Jonalyn is not a little inventive (to help her pupils remember the alphabet she resorts to describing their geometrical shapes and swoops and lines) and a bit of a bully, wheedling, nagging, pushing people towards political participation. Mendoza stubbornly refuses to comment on the relevance of the election process to a people barely out of the Paleolithic Age, technologically speaking. Aside from the opening titles, he refuses to pick sides on the issue of integrating with modern society, and I think the film gains greatly from this--we're left as silent witnesses to the Aetnas' lives, drawing our own conclusions as to their seemingly sad isolation from the rest of society, their seemingly quiet dignity, clinging to the tatters of their cultural identity.

Foster Child (2007) is Mendoza's take on the system of foster child care and adoption set up in the Philippines, so well-oiled and organized it's practically down to a science, thanks to adoptive parents like Thelma (again Cherry Pie, again terrific). Thelma may live in the heart of Manila's slums, but she runs her crowded household with a quiet if quietly chaotic efficiency, and she takes proper care of John-John (Kier Segundo), her adopted son, raising him as if her own.

The film is an admirable exercise in slice-of-life filmmaking; all the minutiae of slum life is captured but rarely to the point of tedium, showing us how the slum dwellers feed, bathe, pass the time; it goes on to show us the various duties of foster mothers, how they are paid, how their umbrella organization is organized (Thelma is like a subcontractor who earns commission for every child she successfully brings in for adoption). The film errs in perhaps only one or two details--a schoolteacher snapping at John-John (who suffers from stage fright during a school theater production)sounds loudly out of place (most Filipino parents would snap back at the teacher's unheard-of rudeness)--but overall the tone is authentic (Thelma puzzling out the mysteries of modern hotel plumbing is surprising and funny and--well, it feels true).

In the end the film becomes some kind of domestic thriller: can Thelma keep her composure, even when about to lose the child she raised for three years? Will she lose her composure--was all that care and loving poured into John-John mere professional childrearing, or does she beneath her serenely maternal demeanor truly care for the boy after all? Mendoza holds his cards close to his chest; you wait with baited breath, wondering when if ever will he (or Thelma) show his (or her) hand.

Tirador (Slingshot, 2007) is arguably Mendoza's attempt at urban noir; more, at that subset of urban noir great Filipino filmmakers can't seem to resist--that is, noir films set in Manila. Lino Brocka did his (Maynila sa Mga Kuko ng Liwanag (Manila in the Claws of Neon, 1975)); so did Ishmael Bernal (City After Dark, 1980) and Celso Ad. Castillo (Burlesk Queen (Burlesque Queen, 1978)).
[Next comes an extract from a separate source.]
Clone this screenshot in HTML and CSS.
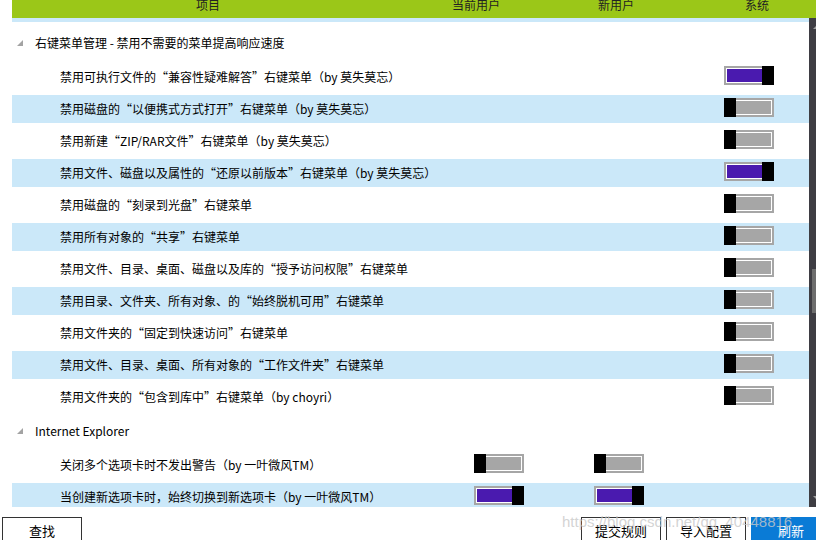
FILE: index.html
```html
<!DOCTYPE html>
<html lang="zh-CN">
<head>
  <meta charset="UTF-8">
  <meta name="viewport" content="width=device-width, initial-scale=1.0">
  <title>右键菜单管理</title>
  <link rel="stylesheet" href="styles.css">
</head>
<body>
  <div class="app">
    <div class="head">
      <span class="hc hc-item">项目</span>
      <span class="hc hc-cur">当前用户</span>
      <span class="hc hc-new">新用户</span>
      <span class="hc hc-sys">系统</span>
    </div>

    <div class="main">
      <div class="list">
        <div class="list-edge"></div>

        <div class="group">
          <div class="group-title">
            <svg class="caret" width="6" height="6" viewBox="0 0 6 6"><polygon points="6,0 6,6 0,6"/></svg>
            右键菜单管理 - 禁用不需要的菜单提高响应速度
          </div>
          <div class="row">
            <span class="label">禁用可执行文件的“兼容性疑难解答”右键菜单（by 莫失莫忘）</span>
            <span class="cell"></span>
            <span class="cell"></span>
            <span class="cell"><span class="toggle on"><span class="knob"></span></span></span>
          </div>
          <div class="row alt">
            <span class="label">禁用磁盘的“以便携式方式打开”右键菜单（by 莫失莫忘）</span>
            <span class="cell"></span>
            <span class="cell"></span>
            <span class="cell"><span class="toggle"><span class="knob"></span></span></span>
          </div>
          <div class="row">
            <span class="label">禁用新建“ZIP/RAR文件”右键菜单（by 莫失莫忘）</span>
            <span class="cell"></span>
            <span class="cell"></span>
            <span class="cell"><span class="toggle"><span class="knob"></span></span></span>
          </div>
          <div class="row alt">
            <span class="label">禁用文件、磁盘以及属性的“还原以前版本”右键菜单（by 莫失莫忘）</span>
            <span class="cell"></span>
            <span class="cell"></span>
            <span class="cell"><span class="toggle on"><span class="knob"></span></span></span>
          </div>
          <div class="row">
            <span class="label">禁用磁盘的“刻录到光盘”右键菜单</span>
            <span class="cell"></span>
            <span class="cell"></span>
            <span class="cell"><span class="toggle"><span class="knob"></span></span></span>
          </div>
          <div class="row alt">
            <span class="label">禁用所有对象的“共享”右键菜单</span>
            <span class="cell"></span>
            <span class="cell"></span>
            <span class="cell"><span class="toggle"><span class="knob"></span></span></span>
          </div>
          <div class="row">
            <span class="label">禁用文件、目录、桌面、磁盘以及库的“授予访问权限”右键菜单</span>
            <span class="cell"></span>
            <span class="cell"></span>
            <span class="cell"><span class="toggle"><span class="knob"></span></span></span>
          </div>
          <div class="row alt">
            <span class="label">禁用目录、文件夹、所有对象、的“始终脱机可用”右键菜单</span>
            <span class="cell"></span>
            <span class="cell"></span>
            <span class="cell"><span class="toggle"><span class="knob"></span></span></span>
          </div>
          <div class="row">
            <span class="label">禁用文件夹的“固定到快速访问”右键菜单</span>
            <span class="cell"></span>
            <span class="cell"></span>
            <span class="cell"><span class="toggle"><span class="knob"></span></span></span>
          </div>
          <div class="row alt">
            <span class="label">禁用文件、目录、桌面、所有对象的“工作文件夹”右键菜单</span>
            <span class="cell"></span>
            <span class="cell"></span>
            <span class="cell"><span class="toggle"><span class="knob"></span></span></span>
          </div>
          <div class="row">
            <span class="label">禁用文件夹的“包含到库中”右键菜单（by choyri）</span>
            <span class="cell"></span>
            <span class="cell"></span>
            <span class="cell"><span class="toggle"><span class="knob"></span></span></span>
          </div>
        </div>

        <div class="group">
          <div class="group-title">
            <svg class="caret" width="6" height="6" viewBox="0 0 6 6"><polygon points="6,0 6,6 0,6"/></svg>
            Internet Explorer
          </div>
          <div class="row">
            <span class="label">关闭多个选项卡时不发出警告（by 一叶微风TM）</span>
            <span class="cell"><span class="toggle"><span class="knob"></span></span></span>
            <span class="cell"><span class="toggle"><span class="knob"></span></span></span>
            <span class="cell"></span>
          </div>
          <div class="row alt">
            <span class="label">当创建新选项卡时，始终切换到新选项卡（by 一叶微风TM）</span>
            <span class="cell"><span class="toggle on"><span class="knob"></span></span></span>
            <span class="cell"><span class="toggle on"><span class="knob"></span></span></span>
            <span class="cell"></span>
          </div>
        </div>
      </div>

      <div class="scroll">
        <span class="sb-up"></span>
        <span class="sb-thumb"></span>
        <span class="sb-down"></span>
      </div>
    </div>

    <div class="foot">
      <button class="btn">查找</button>
      <div class="foot-right">
        <button class="btn">提交规则</button>
        <button class="btn">导入配置</button>
        <button class="btn primary">刷新</button>
      </div>
    </div>

    <div class="watermark">https://blog.csdn.net/qq_40448816</div>
  </div>
</body>
</html>
```

FILE: styles.css
```css
html, body {
  margin: 0;
  padding: 0;
  background: #fff;
}

body {
  font-family: "Noto Sans CJK SC", "Noto Sans", sans-serif;
  font-size: 12px;
  color: #000;
}

.app {
  position: relative;
  width: 816px;
  height: 540px;
  overflow: hidden;
}

/* column header */
.head {
  display: flex;
  height: 18px;
  margin-left: 12px;
  background: #9bc718;
  color: #222;
  line-height: 10px;
  overflow: hidden;
}

.hc {
  flex: none;
  text-align: center;
}

.hc-item { width: 392px; }
.hc-cur  { width: 144px; }
.hc-new  { width: 136px; }
.hc-sys  { width: 146px; }

/* list + scrollbar */
.main {
  display: flex;
  height: 489px;
}

.list {
  flex: 1;
  margin-left: 12px;
  overflow: hidden;
}

.list-edge {
  height: 4px;
  background: #cbe8f9;
}

.group {
  padding-top: 5px;
}

.group + .group {
  padding-top: 0;
  margin-top: 1px;
}

.group-title {
  display: flex;
  align-items: flex-start;
  height: 36px;
  line-height: 32px;
  padding-left: 5px;
}

.caret {
  flex: none;
  margin: 13px 12px 0 0;
  fill: #a3a3a3;
}

.row {
  display: grid;
  grid-template-columns: 1fr 120px 130px 85px;
  height: 28px;
  margin-bottom: 4px;
  line-height: 28px;
}

.row.alt {
  background: #cbe8f9;
}

.label {
  margin: 0 44px 0 48px;
  overflow: hidden;
  white-space: nowrap;
}

.cell {
  display: flex;
  align-items: flex-start;
}

/* on/off switch */
.toggle {
  position: relative;
  box-sizing: border-box;
  width: 50px;
  height: 19px;
  margin-top: 3px;
  border: 2px solid #a6a6a6;
  background: #a6a6a6;
  box-shadow: inset 0 0 0 1px #fff;
}

.toggle.on {
  background: #4a1aaf;
}

.knob {
  position: absolute;
  top: -2px;
  bottom: -2px;
  left: -2px;
  width: 12px;
  background: #000;
}

.toggle.on .knob {
  left: auto;
  right: -2px;
}

.scroll {
  flex: none;
  display: flex;
  flex-direction: column;
  width: 7px;
  background: #3e3d43;
}

.sb-up,
.sb-down {
  width: 0;
  height: 0;
  margin-left: 4px;
  border-left: 3px solid transparent;
  border-right: 3px solid transparent;
}

.sb-up {
  margin-top: 8px;
  border-bottom: 3px solid #9c9c9c;
}

.sb-thumb {
  width: 4px;
  height: 44px;
  margin: 240px 0 0 3px;
  background: #6d6d6d;
}

.sb-down {
  margin-top: auto;
  margin-bottom: 8px;
  border-top: 3px solid #9c9c9c;
}

/* bottom buttons */
.foot {
  display: flex;
  justify-content: space-between;
  padding: 10px 0 0 2px;
  margin-right: -15px;
}

.foot-right {
  display: flex;
  gap: 5px;
}

.btn {
  width: 80px;
  height: 28px;
  padding: 0;
  font-family: inherit;
  font-size: 13px;
  line-height: 26px;
  color: #000;
  background: #fff;
  border: 1px solid #333;
  border-radius: 0;
}

.btn.primary {
  color: #fff;
  background: #0a7bd6;
  border-color: #0a7bd6;
}

.watermark {
  position: absolute;
  left: 562px;
  top: 513px;
  font-family: "Liberation Sans", Arial, sans-serif;
  font-size: 15px;
  line-height: 17px;
  color: rgba(200, 200, 200, 0.8);
  pointer-events: none;
}
```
Mario O'Hara did what might be considered a trilogy (Condemned. 1984; Bulaklak sa City Jail (Flowers of the City Jail, 1984); Bagong Hari (The New King, 1986)).

Mendoza also evokes echoes of another subgenre, that of urban youth dramas, and again the roll call is intimidating--Fernando Mereilles and Katie Lund's Cidade de Deus (City of God, 2002); Hector Babenco's Pixote (1981); Luis Bunuel's Los Olvidados (1950); even Vittorio de Sica's Sciuscia (Shoeshine, 1946).
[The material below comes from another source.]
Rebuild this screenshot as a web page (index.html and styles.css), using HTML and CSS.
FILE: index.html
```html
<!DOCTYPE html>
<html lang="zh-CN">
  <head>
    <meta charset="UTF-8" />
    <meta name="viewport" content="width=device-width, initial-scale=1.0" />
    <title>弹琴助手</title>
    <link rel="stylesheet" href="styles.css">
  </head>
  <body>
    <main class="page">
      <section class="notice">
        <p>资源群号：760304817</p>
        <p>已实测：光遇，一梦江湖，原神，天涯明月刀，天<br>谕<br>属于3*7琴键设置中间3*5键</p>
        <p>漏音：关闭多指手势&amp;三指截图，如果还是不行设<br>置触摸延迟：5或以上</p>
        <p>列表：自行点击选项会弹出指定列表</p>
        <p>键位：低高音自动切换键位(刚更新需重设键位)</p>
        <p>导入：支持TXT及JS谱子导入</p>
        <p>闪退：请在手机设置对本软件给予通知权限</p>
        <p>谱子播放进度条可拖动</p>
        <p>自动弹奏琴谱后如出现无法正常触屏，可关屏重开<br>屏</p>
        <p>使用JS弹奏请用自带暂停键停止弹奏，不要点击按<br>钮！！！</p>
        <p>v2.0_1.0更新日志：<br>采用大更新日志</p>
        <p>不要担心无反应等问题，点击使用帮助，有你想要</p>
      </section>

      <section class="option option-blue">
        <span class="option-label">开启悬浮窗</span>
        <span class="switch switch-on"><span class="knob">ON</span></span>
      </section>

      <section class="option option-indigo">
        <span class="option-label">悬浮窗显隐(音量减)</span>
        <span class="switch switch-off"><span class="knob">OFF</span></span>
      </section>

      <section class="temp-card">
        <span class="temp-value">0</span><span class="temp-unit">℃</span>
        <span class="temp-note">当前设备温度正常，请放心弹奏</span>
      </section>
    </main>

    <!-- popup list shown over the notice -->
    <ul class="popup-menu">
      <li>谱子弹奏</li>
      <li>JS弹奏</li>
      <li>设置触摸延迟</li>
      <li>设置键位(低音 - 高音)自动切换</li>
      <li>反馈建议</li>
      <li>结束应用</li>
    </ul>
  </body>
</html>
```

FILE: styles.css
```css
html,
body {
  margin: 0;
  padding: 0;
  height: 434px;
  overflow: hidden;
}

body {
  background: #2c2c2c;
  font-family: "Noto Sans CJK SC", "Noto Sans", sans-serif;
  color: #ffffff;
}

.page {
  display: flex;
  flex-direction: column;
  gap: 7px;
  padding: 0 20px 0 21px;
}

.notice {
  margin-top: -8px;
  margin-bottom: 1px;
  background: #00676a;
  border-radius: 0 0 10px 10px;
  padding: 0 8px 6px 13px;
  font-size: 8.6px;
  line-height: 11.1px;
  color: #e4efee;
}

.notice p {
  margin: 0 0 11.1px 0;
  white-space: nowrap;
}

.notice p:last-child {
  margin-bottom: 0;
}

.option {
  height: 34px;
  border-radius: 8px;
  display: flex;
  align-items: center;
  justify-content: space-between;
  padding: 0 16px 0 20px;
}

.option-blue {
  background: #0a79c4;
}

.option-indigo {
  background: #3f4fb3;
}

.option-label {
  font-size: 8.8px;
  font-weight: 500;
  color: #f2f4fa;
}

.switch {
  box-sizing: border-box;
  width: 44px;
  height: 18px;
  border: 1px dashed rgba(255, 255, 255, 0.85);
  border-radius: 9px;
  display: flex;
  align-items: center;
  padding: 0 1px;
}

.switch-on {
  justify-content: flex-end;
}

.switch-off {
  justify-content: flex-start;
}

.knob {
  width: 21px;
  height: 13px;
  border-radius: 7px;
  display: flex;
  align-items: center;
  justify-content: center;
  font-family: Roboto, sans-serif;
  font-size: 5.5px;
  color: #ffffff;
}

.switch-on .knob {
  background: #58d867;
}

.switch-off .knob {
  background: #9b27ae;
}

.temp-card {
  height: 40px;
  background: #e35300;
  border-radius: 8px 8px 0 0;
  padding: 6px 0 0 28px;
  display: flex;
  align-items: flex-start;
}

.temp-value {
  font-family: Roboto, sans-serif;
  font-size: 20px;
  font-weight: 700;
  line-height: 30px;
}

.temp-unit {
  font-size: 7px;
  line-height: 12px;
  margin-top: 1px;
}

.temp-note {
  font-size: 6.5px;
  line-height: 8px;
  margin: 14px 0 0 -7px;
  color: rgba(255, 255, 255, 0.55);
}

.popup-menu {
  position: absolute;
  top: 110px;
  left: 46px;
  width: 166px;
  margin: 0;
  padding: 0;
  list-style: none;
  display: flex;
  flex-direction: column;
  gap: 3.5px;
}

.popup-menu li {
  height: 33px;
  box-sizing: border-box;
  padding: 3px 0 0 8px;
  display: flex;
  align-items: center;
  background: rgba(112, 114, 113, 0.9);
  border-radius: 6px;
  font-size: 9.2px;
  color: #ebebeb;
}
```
Kudos and due respect to Mendoza for trying to throw his own hat in such a prestigious ring. The results of his attempts are memorable, if somewhat mixed--the Manila slums are introduced early on in an unstoppable police raid, with the city's finest breaking into an endless number of shanties and plywood bedrooms, exposing any number of crimes and sexual acts in progress. Not too crazy about some of the filmmaking--the jump-cuts, the swinging handheld footage (so serene in his earlier films, so violent here), the in-your-face staging.
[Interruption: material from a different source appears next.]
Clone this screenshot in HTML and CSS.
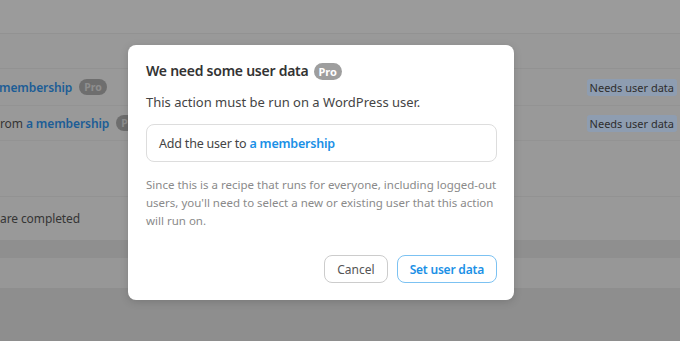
FILE: index.html
```html
<!DOCTYPE html>
<html lang="en">
<head>
<meta charset="utf-8">
<title>Recipe</title>
<link rel="stylesheet" href="styles.css">
</head>
<body>
<div class="page">
  <div class="topbar"></div>
  <div class="subbar"></div>
  <div class="row row-a">
    <div class="row-text"><span class="link">membership</span><span class="badge">Pro</span></div>
    <span class="tag">Needs user data</span>
  </div>
  <div class="row row-b">
    <div class="row-text">rom <span class="link">a membership</span><span class="badge">Pro</span></div>
    <span class="tag">Needs user data</span>
  </div>
  <div class="gap-block"></div>
  <div class="row row-c">
    <div class="row-text">are completed</div>
  </div>
  <div class="band"></div>
  <div class="band-light"></div>
  <div class="rest"></div>
</div>

<div class="modal">
  <div class="modal-title">We need some user data <span class="pill">Pro</span></div>
  <p class="modal-lead">This action must be run on a WordPress user.</p>
  <div class="action-box">Add the user to <span class="action-link">a membership</span></div>
  <p class="modal-note">Since this is a recipe that runs for everyone, including <span class="nowrap">logged-out</span> users, you'll need to select a new or existing user that this action will run on.</p>
  <div class="modal-actions">
    <button class="btn btn-cancel">Cancel</button>
    <button class="btn btn-primary">Set user data</button>
  </div>
</div>
</body>
</html>
```
FILE: styles.css
```css
html, body {
  margin: 0;
  padding: 0;
  height: 100%;
}
body {
  background: #8e8e8e;
  font-family: "Noto Sans", "Open Sans", sans-serif;
  overflow: hidden;
}
.page {
  display: flex;
  flex-direction: column;
  height: 341px;
}
.topbar {
  height: 33px;
  background: #9b9b9b;
  border-bottom: 1px solid #929292;
}
.subbar {
  height: 34px;
  background: #999999;
  border-bottom: 1px solid #929292;
}
.row {
  display: flex;
  align-items: center;
  justify-content: space-between;
  background: #999999;
  border-bottom: 1px solid #939393;
  padding-right: 3px;
  font-size: 12px;
  letter-spacing: -0.1px;
  color: #353535;
}
.row-a { height: 36px; }
.row-b { height: 34px; }
.row-c { height: 43px; border-bottom: none; }
.row-text {
  display: flex;
  align-items: center;
  white-space: pre;
}
.row-a .row-text { margin-left: -1px; }
.link {
  color: #1c5d96;
  font-weight: 600;
}
.badge {
  display: inline-block;
  margin-left: 7px;
  background: #6e6e6e;
  color: #8e8e8e;
  font-size: 10.5px;
  font-weight: 700;
  letter-spacing: 0;
  line-height: 16px;
  padding: 0 5px;
  border-radius: 8px;
}
.tag {
  background: #8e9db1;
  color: #2e2e2e;
  font-size: 11px;
  letter-spacing: 0;
  line-height: 17px;
  padding: 0 3px;
  border-radius: 3px;
}
.gap-block {
  height: 55px;
  background: #999999;
  border-bottom: 1px solid #929292;
}
.band {
  height: 18px;
  background: #8f8f8f;
}
.band-light {
  height: 30px;
  background: #979797;
}
.rest {
  flex: 1;
  background: #8e8e8e;
}

.modal {
  position: absolute;
  left: 128px;
  top: 45px;
  width: 386px;
  height: 255px;
  box-sizing: border-box;
  padding: 15px 12px 0 18px;
  background: #ffffff;
  border-radius: 8px;
  box-shadow: 0 2px 8px rgba(0, 0, 0, 0.15);
  display: flex;
  flex-direction: column;
}
.modal-title {
  display: flex;
  align-items: center;
  gap: 5px;
  font-size: 14px;
  letter-spacing: -0.25px;
  font-weight: 600;
  color: #333333;
  line-height: 22px;
}
.pill {
  background: #9e9e9e;
  color: #ffffff;
  font-size: 11px;
  font-weight: 700;
  letter-spacing: 0;
  line-height: 17px;
  padding: 0 5px;
  border-radius: 9px;
}
.modal-lead {
  margin: 11px 0 0;
  font-size: 13px;
  line-height: 18px;
  color: #444444;
}
.action-box {
  margin-top: 13px;
  margin-right: 5px;
  height: 38px;
  box-sizing: border-box;
  border: 1px solid #dddddd;
  border-radius: 8px;
  padding: 0 12px;
  display: flex;
  align-items: center;
  white-space: pre;
  font-size: 12.5px;
  letter-spacing: -0.2px;
  color: #444444;
}
.action-link {
  color: #1a90e6;
  font-weight: 600;
}
.modal-note {
  margin: 14px 0 0 0;
  font-size: 11.5px;
  line-height: 18px;
  color: #8a8a8a;
}
.nowrap {
  white-space: nowrap;
}
.modal-actions {
  margin-top: auto;
  margin-bottom: 17px;
  margin-right: 5px;
  display: flex;
  justify-content: flex-end;
  gap: 9px;
}
.btn {
  height: 28px;
  box-sizing: border-box;
  border-radius: 8px;
  background: #ffffff;
  font-family: inherit;
  font-size: 12px;
  padding: 0 12px;
  cursor: pointer;
}
.btn-cancel {
  border: 1px solid #cccccc;
  color: #555555;
}
.btn-primary {
  border: 1px solid #7cc2f2;
  color: #1a90e6;
  font-weight: 600;
  letter-spacing: -0.2px;
}
```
Mendoza seems to be experimenting in the language of noir, and some of the experiments work (a nicely elliptical interrogation scene involving a police officer and his student suspect), some I feel don't (the aforementioned jump-cuts). He is developing as a filmmaker, however, and one can't begrudge him the freedom to attempt new styles, new subject matter. Easily an important new voice in a remarkably vigorous and varied independent Filipino digital cinema.